-- START --

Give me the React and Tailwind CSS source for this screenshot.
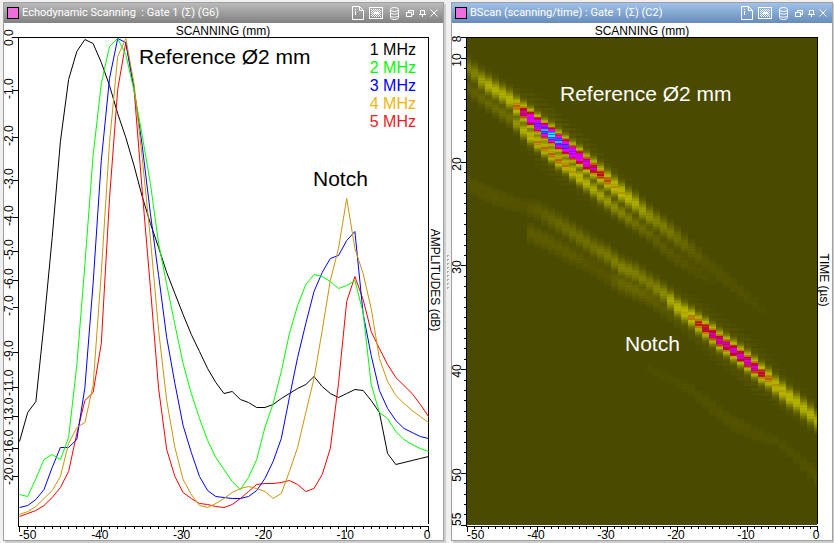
import React from "react";

/* Curve heights are measured downwards from the 0 dB line, one value per mm of scan. */
const CURVES = [
  {
    name: "1 MHz",
    stroke: "#000000",
    points: [403, 374, 363, 285, 199, 103, 41, 13, 1, 5, 24, 47, 75, 99, 127, 158, 185, 209, 234, 255, 276, 296, 313, 330, 344, 355, 353, 361, 364, 369, 369, 366, 360, 355, 350, 346, 338, 348, 355, 359, 355, 351, 352, 362, 374, 415, 426, 424, 422, 420, 418],
  },
  {
    name: "5 MHz",
    stroke: "#ff0000",
    points: [478, 475, 472, 467, 459, 449, 433, 395, 362, 354, 305, 160, 51, 4, 50, 152, 249, 350, 411, 438, 454, 460, 465, 466, 468, 469, 466, 460, 453, 446, 445, 445, 444, 442, 446, 453, 450, 436, 410, 345, 263, 238, 261, 293, 310, 326, 339, 347, 355, 366, 378],
  },
  {
    name: "3 MHz",
    stroke: "#0000ff",
    points: [469, 467, 461, 451, 429, 409, 409, 401, 349, 245, 122, 40, 0, 4, 50, 107, 175, 237, 299, 345, 387, 414, 438, 452, 458, 459, 460, 460, 458, 452, 440, 423, 400, 359, 319, 285, 253, 234, 220, 217, 202, 193, 275, 317, 352, 370, 382, 390, 394, 398, 400],
  },
  {
    name: "2 MHz",
    stroke: "#00ff00",
    points: [456, 458, 440, 421, 416, 421, 399, 327, 226, 117, 45, 8, 0, 16, 52, 97, 145, 205, 246, 286, 325, 355, 380, 402, 419, 431, 443, 451, 439, 421, 389, 365, 333, 295, 267, 246, 236, 238, 243, 250, 247, 242, 274, 346, 374, 380, 393, 401, 406, 410, 413],
  },
  {
    name: "4 MHz",
    stroke: "#c8960a",
    points: [476, 473, 468, 460, 452, 438, 405, 389, 384, 347, 234, 104, 18, 0, 45, 119, 200, 292, 362, 409, 441, 456, 467, 469, 465, 460, 454, 450, 448, 450, 453, 460, 455, 433, 409, 374, 340, 292, 242, 210, 160, 210, 235, 270, 320, 343, 357, 365, 372, 378, 384],
  },
];

const LEGEND = [
  ["1 MHz", "#000000"],
  ["2 MHz", "#00ff00"],
  ["3 MHz", "#0000ff"],
  ["4 MHz", "#efb50e"],
  ["5 MHz", "#ed1c24"],
];

const DECIBELS = [0, -1, -2, -3, -4, -5, -6, -7, -9, -11, -13, -16, -20];

/* Echo ridges: [scan column, height, strength], interpolated between entries. */
const RIDGES = [
  {
    spread: 6,
    nodes: [[0, 30, 0.13], [1, 35, 0.15], [2, 42, 0.22], [3, 47, 0.27], [5, 56, 0.27], [6, 61, 0.3], [7, 68, 0.42], [8, 74, 0.6], [9, 80, 0.78], [10, 86, 0.88], [11, 92, 0.97], [12, 97, 1.06], [13, 103, 0.98], [14, 108, 0.9], [15, 114, 0.83], [16, 119, 0.75], [17, 125, 0.68], [18, 130, 0.58], [19, 136, 0.5], [20, 142, 0.44], [21, 148, 0.37], [22, 154, 0.35], [23, 160, 0.29], [24, 165, 0.26], [25, 172, 0.22], [26, 178, 0.18], [27, 183, 0.15], [29, 194, 0.12], [31, 206, 0.08], [32, 212, 0.06], [34, 224, 0.03], [38, 247, 0.02], [42, 271, 0.01], [43, 277, 0]],
  },
  {
    spread: 5,
    nodes: [[0, 49, 0.05], [3, 65, 0.08], [6, 79, 0.1], [7, 85, 0.2], [8, 92, 0.28], [9, 98, 0.34], [10, 104, 0.4], [12, 116, 0.42], [13, 122, 0.42], [14, 127, 0.4], [15, 133, 0.36], [16, 139, 0.34], [17, 145, 0.28], [19, 157, 0.24], [21, 169, 0.18], [23, 180, 0.13], [24, 185, 0.1], [26, 195, 0.07], [28, 209, 0.05], [30, 220, 0.035], [33, 234, 0.02], [35, 243, 0.01], [36, 248, 0]],
  },
  {
    spread: 6,
    nodes: [[0, 146, 0.025], [4, 159, 0.03], [8, 168, 0.02], [10, 172, 0.045], [13, 185, 0.08], [16, 199, 0.1], [18, 209, 0.1], [20, 217, 0.13], [22, 229, 0.15], [24, 235, 0.14], [26, 245, 0.13], [28, 255, 0.17], [29, 262, 0.26], [30, 269, 0.3], [31, 274, 0.34], [32, 279, 0.4], [33, 285, 0.48], [34, 290, 0.54], [35, 296, 0.6], [36, 302, 0.62], [37, 307, 0.61], [38, 312, 0.64], [40, 323, 0.64], [41, 329, 0.62], [42, 335, 0.52], [43, 340, 0.42], [44, 347, 0.36], [46, 359, 0.33], [47, 364, 0.3], [50, 382, 0.27]],
  },
  {
    spread: 6,
    nodes: [[8, 190, 0], [9, 195, 0.05], [12, 205, 0.05], [15, 217, 0.045], [17, 225, 0.03], [20, 238, 0.03], [22, 245, 0.08], [24, 251, 0.08], [26, 258, 0.06], [28, 269, 0.04], [30, 281, 0.03], [33, 298, 0.02], [40, 342, 0.01]],
  },
  {
    spread: 6,
    nodes: [[25, 328, 0], [26, 330, 0.01], [28, 337, 0.01], [32, 352, 0.014], [35, 370, 0.02], [38, 385, 0.024], [41, 395, 0.018], [44, 402, 0.014], [47, 419, 0.016], [49, 432, 0.025], [50, 438, 0.035]],
  },
];

const PALETTE = [
  [0, 75, 75, 0],
  [0.27, 176, 176, 0],
  [0.32, 184, 180, 0],
  [0.36, 184, 140, 0],
  [0.42, 184, 92, 10],
  [0.47, 184, 20, 12],
  [0.53, 200, 0, 60],
  [0.57, 196, 0, 190],
  [0.7, 240, 0, 230],
  [0.78, 200, 0, 255],
  [0.85, 110, 10, 255],
  [0.92, 0, 120, 255],
  [1, 0, 255, 255],
];

function paletteColour(value) {
  const v = Math.min(1, value);
  for (let i = 1; i < PALETTE.length; i++) {
    const [b, ...hi] = PALETTE[i];
    const [a, ...lo] = PALETTE[i - 1];
    if (v <= b) {
      const t = (v - a) / (b - a);
      return `rgb(${hi.map((c, n) => Math.round((lo[n] + (c - lo[n]) * t) / 3) * 3).join(",")})`;
    }
  }
  return "rgb(0,255,255)";
}

function ridgeAt(nodes, column) {
  for (let i = 1; i < nodes.length; i++) {
    const [c0, y0, s0] = nodes[i - 1];
    const [c1, y1, s1] = nodes[i];
    if (column >= c0 && column <= c1) {
      const t = (column - c0) / (c1 - c0);
      return [y0 + (y1 - y0) * t, s0 + (s1 - s0) * t];
    }
  }
  return null;
}

const BACKGROUND = "rgb(75,75,0)";

function buildCells() {
  const cells = [];
  for (let column = 0; column <= 50; column++) {
    const here = RIDGES.map((r) => [r.spread, ridgeAt(r.nodes, column)]).filter((r) => r[1]);
    const left = Math.max(0, column * 7 - 3);
    const right = Math.min(350, column * 7 + 4);
    let run = null;
    for (let row = 0; row < 487; row++) {
      let value = 0;
      for (const [spread, [y, strength]] of here) {
        const d = row - y;
        value = Math.max(value, strength * Math.exp((-d * d) / (2 * spread * spread)));
        value = Math.max(value, strength * 0.07 * Math.exp((-d * d) / 450) * (row % 5 < 3 ? 1 : 0.4));
      }
      value *= row % 3 === 0 ? 0.88 : 1;
      const fill = value < 0.008 ? BACKGROUND : paletteColour(value);
      if (run && run.fill === fill) {
        run.height += 1;
      } else {
        if (run && run.fill !== BACKGROUND) cells.push(run);
        run = { x: left, width: right - left, y: row, height: 1, fill };
      }
    }
    if (run && run.fill !== BACKGROUND) cells.push(run);
  }
  return cells;
}

const CELLS = buildCells();

function DocIcon() {
  return (
    <svg width="12" height="14" viewBox="0 0 12 14" fill="none" stroke="white" aria-hidden="true">
      <path d="M.5 .5h7l4 4v9H.5zM7.5 .5v4h4" />
      <path d="M3.5 3v1M3.5 5v4" />
    </svg>
  );
}

function ImageIcon() {
  return (
    <svg width="14" height="12" viewBox="0 0 14 12" fill="none" stroke="white" shapeRendering="crispEdges" aria-hidden="true">
      <path d="M.5 .5h13v11H.5z" />
      {[2, 3, 4, 5, 6, 7, 8, 9].map((y) => (
        <path key={y} d={y % 2 ? `M3 ${y}.5H12` : `M2 ${y}.5H12`} strokeDasharray="1 1" />
      ))}
      <path d="M4 6.5h6M6 5.5h3" />
    </svg>
  );
}

function DatabaseIcon() {
  return (
    <svg width="9" height="13" viewBox="0 0 9 13" fill="none" stroke="white" aria-hidden="true">
      <ellipse cx="4.5" cy="2.5" rx="4" ry="2" />
      <path d="M.5 2.5v8c0 2.600 8 2.600 8 0v-8M.5 5.500c0 2.200 8 2.200 8 0M.5 8.500c0 2.200 8 2.200 8 0" />
    </svg>
  );
}

function RestoreIcon() {
  return (
    <svg width="8" height="7" viewBox="0 0 8 7" fill="none" stroke="white" shapeRendering="crispEdges" aria-hidden="true">
      <path d="M.5 2.500h5v4h-5zM2.500 2V.5h5v4H6" />
    </svg>
  );
}

function PinIcon() {
  return (
    <svg width="7" height="7" viewBox="0 0 7 7" fill="none" stroke="white" shapeRendering="crispEdges" aria-hidden="true">
      <path d="M1.500 4V.5h4V4M0 4.500h7M3.500 4v3" />
    </svg>
  );
}

function CloseIcon() {
  return (
    <svg width="8" height="8" viewBox="0 0 8 8" fill="none" stroke="white" aria-hidden="true">
      <path d="M.5 .5l7 7M7.5 .5l-7 7" />
    </svg>
  );
}

const LARGE_TOOLS = [["Information", DocIcon], ["Image", ImageIcon], ["Data", DatabaseIcon]];
const SMALL_TOOLS = [["Restore", RestoreIcon], ["Pin", PinIcon], ["Close", CloseIcon]];

function Panel({ title, barClass, children }) {
  return (
    <section className="min-w-0 self-start border border-[#a0a0a0] bg-white shadow-[2px_2px_0_#cdcdcd]">
      <header className={`flex h-5 items-center px-[3px] ${barClass}`}>
        <span className="h-3 w-3 shrink-0 border border-black bg-[#ee6ee0]" />
        <h2 className="ml-[3px] min-w-0 flex-1 truncate whitespace-pre font-[Roboto,'Noto_Sans',sans-serif] text-[11px] leading-5 text-white">
          {title}
        </h2>
        <div className="flex shrink-0">
          {LARGE_TOOLS.map(([label, Icon]) => (
            <button key={label} type="button" aria-label={label} className="flex h-5 w-[18px] items-center justify-center">
              <Icon />
            </button>
          ))}
        </div>
        <div className="ml-px flex shrink-0">
          {SMALL_TOOLS.map(([label, Icon]) => (
            <button key={label} type="button" aria-label={label} className="flex h-5 w-3 items-center justify-center">
              <Icon />
            </button>
          ))}
        </div>
      </header>
      {children}
    </section>
  );
}

function ScanAxis({ width }) {
  const ticks = Array.from({ length: 51 }, (_, i) => i);
  return (
    <g>
      <g shapeRendering="crispEdges">
        <rect x="-1" y="488" width={width + 1} height="1" />
        {ticks.map((i) => (
          <rect key={i} x={Math.round((i * width) / 50)} y="488" width="1" height={i % 10 === 0 ? 6 : 3} />
        ))}
      </g>
      {[-50, -40, -30, -20, -10, 0].map((mm) => (
        <text key={mm} x={mm === -50 ? 0 : ((mm + 50) * width) / 50 - 1} y="501" textAnchor={mm === -50 ? "start" : "middle"}>
          {mm}
        </text>
      ))}
    </g>
  );
}

function Frame({ width }) {
  return (
    <g shapeRendering="crispEdges">
      <rect x="-1" y="-1" width={width + 2} height="1" />
      <rect x="-1" y="-1" width="1" height="489" />
      <rect x={width} y="-1" width="1" height="487" />
    </g>
  );
}

const CHART_TEXT = "block h-auto w-full overflow-visible font-['Liberation_Sans',Arial,sans-serif] text-[12px]";

function EchoChart() {
  return (
    <svg viewBox="-15 -15 439 517" className={CHART_TEXT} role="img" aria-label="Echodynamic curves">
      <Frame width={409} />
      <ScanAxis width={409} />
      <text x="204" y="-3" textAnchor="middle">SCANNING (mm)</text>
      <text transform="translate(412 242) rotate(90)" textAnchor="middle">AMPLITUDES (dB)</text>
      {DECIBELS.map((db) => {
        const y = Math.round(488 * (1 - Math.pow(10, db / 20)));
        return (
          <g key={db}>
            <rect x="-6" y={y - 1} width="5" height="1" shapeRendering="crispEdges" />
            <text transform={`translate(-6 ${y + 8}) rotate(-90)`}>{db.toFixed(1)}</text>
          </g>
        );
      })}
      {CURVES.map((curve) => (
        <polyline
          key={curve.name}
          fill="none"
          stroke={curve.stroke}
          strokeWidth="1"
          points={curve.points.map((y, i) => `${(i * 8.18 + 0.5).toFixed(1)},${y + 0.5}`).join(" ")}
        />
      ))}
      <text x="120" y="26" className="text-[21px]">Reference Ø2 mm</text>
      <text x="294" y="148" className="text-[21px]">Notch</text>
      {LEGEND.map(([label, fill], i) => (
        <text key={label} x="397" y={17 + i * 18} fill={fill} textAnchor="end" className="text-[16px]">
          {label}
        </text>
      ))}
    </svg>
  );
}

function BScanChart() {
  const times = Array.from({ length: 48 }, (_, i) => i + 8);
  return (
    <svg viewBox="-15 -15 380 517" className={CHART_TEXT} role="img" aria-label="BScan image">
      <g shapeRendering="crispEdges">
        <rect width="350" height="487" fill={BACKGROUND} />
        {CELLS.map((c, i) => (
          <rect key={i} {...c} />
        ))}
      </g>
      <Frame width={350} />
      <ScanAxis width={350} />
      <text x="175" y="-3" textAnchor="middle">SCANNING (mm)</text>
      <text transform="translate(353 242) rotate(90)" textAnchor="middle">TIME (µs)</text>
      {times.map((t) => {
        const y = Math.round((t - 8) * 10.38);
        const major = t % 10 === 0 || t === 8 || t === 55;
        return (
          <g key={t}>
            <rect x={major ? -6 : -3} y={y - 1} width={major ? 5 : 2} height="1" shapeRendering="crispEdges" />
            {major && (
              <text transform={`translate(-6 ${t === 55 ? y : y + 1}) rotate(-90)`} textAnchor={t === 55 ? "start" : "middle"}>
                {t}
              </text>
            )}
          </g>
        );
      })}
      <text x="93" y="63" fill="white" className="text-[21px]">Reference Ø2 mm</text>
      <text x="158" y="313" fill="white" className="text-[21px]">Notch</text>
    </svg>
  );
}

export default function App() {
  return (
    <main className="grid min-h-screen grid-cols-[441fr_7px_382fr] overflow-x-clip bg-[#f0f0f0] pt-[2px] pr-px pb-[2px] pl-[3px]">
      <Panel title="Echodynamic Scanning  : Gate 1 (Σ) (G6)" barClass="bg-linear-to-b from-[#bababa] to-[#828282]">
        <EchoChart />
      </Panel>
      <div role="separator" aria-orientation="vertical" className="flex flex-col items-center justify-center gap-[2px] pl-px">
        {Array.from({ length: 9 }, (_, i) => (
          <span key={i} className="h-[2px] w-[2px] border-t border-l border-[#a8a8a8] bg-white" />
        ))}
      </div>
      <Panel title="BScan (scanning/time) : Gate 1 (Σ) (C2)" barClass="bg-linear-to-b from-[#a0c2ea] to-[#688cb8]">
        <BScanChart />
      </Panel>
    </main>
  );
}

-- END --

**Required task:**
Exactly restate the lines from the beginning of the data through the line with "import React from", and no others, keeping pictures out.

**Response to the task:**
Give me the React and Tailwind CSS source for this screenshot.
import React from "react";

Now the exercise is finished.